## YOUR TASK
Will you output all of the data below exactly, omitting the images?

[Data records]
++++++++++++++++++++

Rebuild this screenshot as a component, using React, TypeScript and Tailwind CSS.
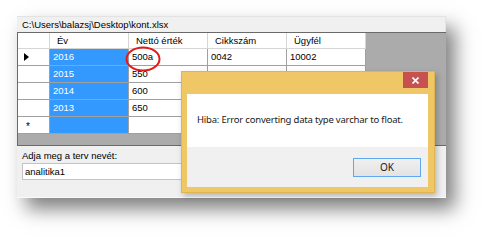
import React from "react";

const cols = ["Év", "Nettó érték", "Cikkszám", "Ügyfél"];
const rows = [
  ["2016", "500a", "0042", "10002"],
  ["2015", "550", "", ""],
  ["2014", "600", "", ""],
  ["2013", "650", "", ""],
];

function Cell({ children, blue }: { children?: React.ReactNode; blue?: boolean }) {
  return (
    <div
      className={`w-[79px] h-[17px] border-r border-b border-[#a0a0a0] pl-[3px] leading-[16px] ${
        blue ? "bg-[#3399ff] text-white" : "bg-white text-black"
      }`}
    >
      {children}
    </div>
  );
}

export default function App() {
  return (
    <div className="relative w-[490px] h-[241px] bg-white overflow-hidden pt-[16px] pl-[17px] font-['Liberation_Sans',Arial,sans-serif]">
      {/* main window */}
      <div className="w-[429px] h-[182px] bg-[#f0f0f0] flex flex-col shadow-[9px_11px_18px_rgba(0,0,0,0.5)] border-b border-[#fafafa]">
        <div className="h-[16px] pl-[5px] text-[9.5px] leading-[16px] text-black border-t border-r border-[#e3e3e3]">
          C:\Users\balazsj\Desktop\kont.xlsx
        </div>
        <div className="h-[114px] flex border-y border-l border-[#6a6a6a] bg-[#ababab] text-[9.5px]">
          <div className="flex flex-col">
            {/* header */}
            <div className="flex h-[16px]">
              <div className="w-[32px] h-[16px] bg-white border-r border-b border-[#d5d5d5]" />
              {cols.map((c) => (
                <div
                  key={c}
                  className="w-[79px] h-[16px] bg-white border-r border-b border-[#d5d5d5] pl-[7px] leading-[16px] text-black"
                >
                  {c}
                </div>
              ))}
            </div>
            {rows.map((r, i) => (
              <div key={i} className="flex">
                <div className="w-[32px] h-[17px] bg-white border-r border-b border-[#a0a0a0] flex items-center pl-[6px]">
                  {i === 0 && (
                    <svg width="5" height="8" viewBox="0 0 5 8">
                      <path d="M0 0 L5 4 L0 8 Z" fill="#000" />
                    </svg>
                  )}
                </div>
                <Cell blue>{r[0]}</Cell>
                <Cell>{r[1]}</Cell>
                <Cell>{r[2]}</Cell>
                <Cell>{r[3]}</Cell>
              </div>
            ))}
            <div className="flex">
              <div className="w-[32px] h-[17px] bg-white border-r border-b border-[#a0a0a0] pl-[8px] leading-[19px] text-[10px]">
                *
              </div>
              <Cell blue />
              <Cell />
              <Cell />
              <Cell />
            </div>
          </div>
        </div>
        <div className="flex flex-col pl-[5px] pt-[4px]">
          <div className="text-[9.5px] leading-[12px] text-black">Adja meg a terv nevét:</div>
          <div className="mt-[1px] w-[300px] h-[17px] bg-white border border-[#c4c4c4] pl-[2px] text-[9.5px] leading-[15px] text-black">
            analitika1
          </div>
        </div>
      </div>

      {/* red annotation ellipse */}
      <svg className="absolute left-[125px] top-[46px]" width="36" height="26" viewBox="0 0 36 26">
        <ellipse cx="18" cy="13" rx="16.5" ry="11.5" fill="none" stroke="#e21b1b" strokeWidth="2" />
      </svg>

      {/* dialog */}
      <div className="absolute left-[181px] top-[71px] w-[254px] h-[122px] bg-[#f0c766] border border-[#e0b550] flex flex-col pl-[5px] pr-[6px] pb-[5px] shadow-[2px_3px_6px_rgba(0,0,0,0.25)]">
        <div className="h-[22px] flex justify-end items-start">
          <div className="w-[25px] h-[16px] bg-[#c75050] flex items-center justify-center">
            <svg width="7" height="7" viewBox="0 0 7 7">
              <path d="M0.5 0.5 L6.5 6.5 M6.5 0.5 L0.5 6.5" stroke="#fff" strokeWidth="1.6" />
            </svg>
          </div>
        </div>
        <div className="flex-1 flex flex-col font-['Noto_Sans',sans-serif]">
          <div className="h-[53px] bg-white pl-[10px] pt-[19px] text-[9.5px] leading-[14px] text-[#1a1a1a] tracking-[-0.2px]">
            Hiba: Error converting data type varchar to float.
          </div>
          <div className="flex-1 bg-[#f0f0f0] flex justify-end items-start pt-[11px] pr-[7px]">
            <div className="w-[68px] h-[19px] border border-[#5fa8ef] bg-gradient-to-b from-[#f0f0f0] to-[#e3e3e3] flex items-center justify-center text-[10px] text-[#1a1a1a]">
              OK
            </div>
          </div>
        </div>
      </div>
    </div>
  );
}
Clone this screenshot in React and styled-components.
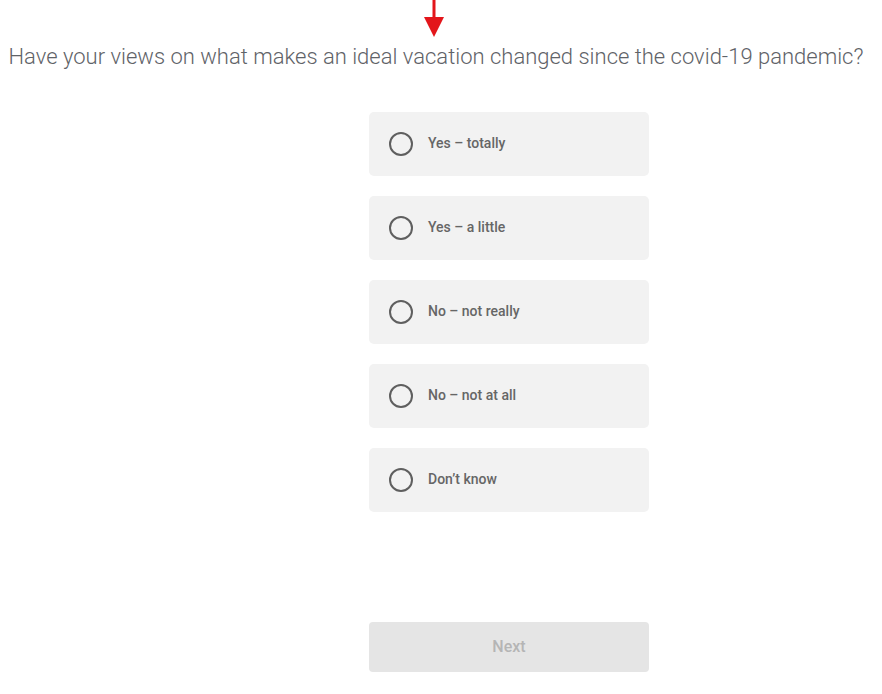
import React from "react";
import styled, { createGlobalStyle } from "styled-components";

const Global = createGlobalStyle`
  html, body { margin: 0; padding: 0; background: #fff; }
  body { font-family: Roboto, "Liberation Sans", sans-serif; }
`;

const Page = styled.div`
  width: 872px;
  display: flex;
  flex-direction: column;
  align-items: center;
`;

const ArrowWrap = styled.div`
  height: 38px;
  margin-right: 4px;
  display: flex;
`;

const Title = styled.h1`
  margin: 4px 0 0;
  font-weight: 300;
  font-size: 22px;
  line-height: 30px;
  color: #5f6368;
  text-align: center;
  white-space: nowrap;
`;

const Options = styled.div`
  align-self: flex-start;
  margin-left: 369px;
  margin-top: 40px;
  display: flex;
  flex-direction: column;
  gap: 20px;
  width: 280px;
`;

const Option = styled.label`
  height: 64px;
  box-sizing: border-box;
  background: #f2f2f2;
  border-radius: 5px;
  display: flex;
  align-items: center;
  padding-left: 20px;
  gap: 15px;
  cursor: pointer;
`;

const Radio = styled.span`
  width: 24px;
  height: 24px;
  box-sizing: border-box;
  border: 2px solid #5f5f5f;
  border-radius: 50%;
  flex: none;
`;

const OptionText = styled.span`
  font-size: 14px;
  font-weight: 500;
  color: #666;
  padding-bottom: 2px;
`;

const Next = styled.button`
  align-self: flex-start;
  margin-left: 369px;
  margin-top: 110px;
  width: 280px;
  height: 50px;
  padding: 0 0 2px;
  border: none;
  border-radius: 4px;
  background: #e5e5e5;
  color: #b5b5b5;
  font-family: Roboto, "Liberation Sans", sans-serif;
  font-size: 16px;
  font-weight: 500;
`;

const options = [
  "Yes – totally",
  "Yes – a little",
  "No – not really",
  "No – not at all",
  "Don’t know",
];

export default function App() {
  return (
    <>
      <Global />
      <Page>
        <ArrowWrap>
          <svg width="22" height="38" viewBox="0 0 22 38">
            <rect x="9.5" y="0" width="3" height="18" fill="#e3161b" />
            <polygon points="1,17 21,17 11,37" fill="#e3161b" />
          </svg>
        </ArrowWrap>
        <Title>Have your views on what makes an ideal vacation changed since the covid-19 pandemic?</Title>
        <Options>
          {options.map((o) => (
            <Option key={o}>
              <Radio />
              <OptionText>{o}</OptionText>
            </Option>
          ))}
        </Options>
        <Next>Next</Next>
      </Page>
    </>
  );
}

++++++++++++++++++++

## OUTPUT FOR THIS EXERCISE
Rebuild this screenshot as a component, using React, TypeScript and Tailwind CSS.
import React from "react";

const cols = ["Év", "Nettó érték", "Cikkszám", "Ügyfél"];
const rows = [
  ["2016", "500a", "0042", "10002"],
  ["2015", "550", "", ""],
  ["2014", "600", "", ""],
  ["2013", "650", "", ""],
];

function Cell({ children, blue }: { children?: React.ReactNode; blue?: boolean }) {
  return (
    <div
      className={`w-[79px] h-[17px] border-r border-b border-[#a0a0a0] pl-[3px] leading-[16px] ${
        blue ? "bg-[#3399ff] text-white" : "bg-white text-black"
      }`}
    >
      {children}
    </div>
  );
}

export default function App() {
  return (
    <div className="relative w-[490px] h-[241px] bg-white overflow-hidden pt-[16px] pl-[17px] font-['Liberation_Sans',Arial,sans-serif]">
      {/* main window */}
      <div className="w-[429px] h-[182px] bg-[#f0f0f0] flex flex-col shadow-[9px_11px_18px_rgba(0,0,0,0.5)] border-b border-[#fafafa]">
        <div className="h-[16px] pl-[5px] text-[9.5px] leading-[16px] text-black border-t border-r border-[#e3e3e3]">
          C:\Users\balazsj\Desktop\kont.xlsx
        </div>
        <div className="h-[114px] flex border-y border-l border-[#6a6a6a] bg-[#ababab] text-[9.5px]">
          <div className="flex flex-col">
            {/* header */}
            <div className="flex h-[16px]">
              <div className="w-[32px] h-[16px] bg-white border-r border-b border-[#d5d5d5]" />
              {cols.map((c) => (
                <div
                  key={c}
                  className="w-[79px] h-[16px] bg-white border-r border-b border-[#d5d5d5] pl-[7px] leading-[16px] text-black"
                >
                  {c}
                </div>
              ))}
            </div>
            {rows.map((r, i) => (
              <div key={i} className="flex">
                <div className="w-[32px] h-[17px] bg-white border-r border-b border-[#a0a0a0] flex items-center pl-[6px]">
                  {i === 0 && (
                    <svg width="5" height="8" viewBox="0 0 5 8">
                      <path d="M0 0 L5 4 L0 8 Z" fill="#000" />
                    </svg>
                  )}
                </div>
                <Cell blue>{r[0]}</Cell>
                <Cell>{r[1]}</Cell>
                <Cell>{r[2]}</Cell>
                <Cell>{r[3]}</Cell>
              </div>
            ))}
            <div className="flex">
              <div className="w-[32px] h-[17px] bg-white border-r border-b border-[#a0a0a0] pl-[8px] leading-[19px] text-[10px]">
                *
              </div>
              <Cell blue />
              <Cell />
              <Cell />
              <Cell />
            </div>
          </div>
        </div>
        <div className="flex flex-col pl-[5px] pt-[4px]">
          <div className="text-[9.5px] leading-[12px] text-black">Adja meg a terv nevét:</div>
          <div className="mt-[1px] w-[300px] h-[17px] bg-white border border-[#c4c4c4] pl-[2px] text-[9.5px] leading-[15px] text-black">
            analitika1
          </div>
        </div>
      </div>

      {/* red annotation ellipse */}
      <svg className="absolute left-[125px] top-[46px]" width="36" height="26" viewBox="0 0 36 26">
        <ellipse cx="18" cy="13" rx="16.5" ry="11.5" fill="none" stroke="#e21b1b" strokeWidth="2" />
      </svg>

      {/* dialog */}
      <div className="absolute left-[181px] top-[71px] w-[254px] h-[122px] bg-[#f0c766] border border-[#e0b550] flex flex-col pl-[5px] pr-[6px] pb-[5px] shadow-[2px_3px_6px_rgba(0,0,0,0.25)]">
        <div className="h-[22px] flex justify-end items-start">
          <div className="w-[25px] h-[16px] bg-[#c75050] flex items-center justify-center">
            <svg width="7" height="7" viewBox="0 0 7 7">
              <path d="M0.5 0.5 L6.5 6.5 M6.5 0.5 L0.5 6.5" stroke="#fff" strokeWidth="1.6" />
            </svg>
          </div>
        </div>
        <div className="flex-1 flex flex-col font-['Noto_Sans',sans-serif]">
          <div className="h-[53px] bg-white pl-[10px] pt-[19px] text-[9.5px] leading-[14px] text-[#1a1a1a] tracking-[-0.2px]">
            Hiba: Error converting data type varchar to float.
          </div>
          <div className="flex-1 bg-[#f0f0f0] flex justify-end items-start pt-[11px] pr-[7px]">
            <div className="w-[68px] h-[19px] border border-[#5fa8ef] bg-gradient-to-b from-[#f0f0f0] to-[#e3e3e3] flex items-center justify-center text-[10px] text-[#1a1a1a]">
              OK
            </div>
          </div>
        </div>
      </div>
    </div>
  );
}
Clone this screenshot in React and styled-components.
import React from "react";
import styled, { createGlobalStyle } from "styled-components";

const Global = createGlobalStyle`
  html, body { margin: 0; padding: 0; background: #fff; }
  body { font-family: Roboto, "Liberation Sans", sans-serif; }
`;

const Page = styled.div`
  width: 872px;
  display: flex;
  flex-direction: column;
  align-items: center;
`;

const ArrowWrap = styled.div`
  height: 38px;
  margin-right: 4px;
  display: flex;
`;

const Title = styled.h1`
  margin: 4px 0 0;
  font-weight: 300;
  font-size: 22px;
  line-height: 30px;
  color: #5f6368;
  text-align: center;
  white-space: nowrap;
`;

const Options = styled.div`
  align-self: flex-start;
  margin-left: 369px;
  margin-top: 40px;
  display: flex;
  flex-direction: column;
  gap: 20px;
  width: 280px;
`;

const Option = styled.label`
  height: 64px;
  box-sizing: border-box;
  background: #f2f2f2;
  border-radius: 5px;
  display: flex;
  align-items: center;
  padding-left: 20px;
  gap: 15px;
  cursor: pointer;
`;

const Radio = styled.span`
  width: 24px;
  height: 24px;
  box-sizing: border-box;
  border: 2px solid #5f5f5f;
  border-radius: 50%;
  flex: none;
`;

const OptionText = styled.span`
  font-size: 14px;
  font-weight: 500;
  color: #666;
  padding-bottom: 2px;
`;

const Next = styled.button`
  align-self: flex-start;
  margin-left: 369px;
  margin-top: 110px;
  width: 280px;
  height: 50px;
  padding: 0 0 2px;
  border: none;
  border-radius: 4px;
  background: #e5e5e5;
  color: #b5b5b5;
  font-family: Roboto, "Liberation Sans", sans-serif;
  font-size: 16px;
  font-weight: 500;
`;

const options = [
  "Yes – totally",
  "Yes – a little",
  "No – not really",
  "No – not at all",
  "Don’t know",
];

export default function App() {
  return (
    <>
      <Global />
      <Page>
        <ArrowWrap>
          <svg width="22" height="38" viewBox="0 0 22 38">
            <rect x="9.5" y="0" width="3" height="18" fill="#e3161b" />
            <polygon points="1,17 21,17 11,37" fill="#e3161b" />
          </svg>
        </ArrowWrap>
        <Title>Have your views on what makes an ideal vacation changed since the covid-19 pandemic?</Title>
        <Options>
          {options.map((o) => (
            <Option key={o}>
              <Radio />
              <OptionText>{o}</OptionText>
            </Option>
          ))}
        </Options>
        <Next>Next</Next>
      </Page>
    </>
  );
}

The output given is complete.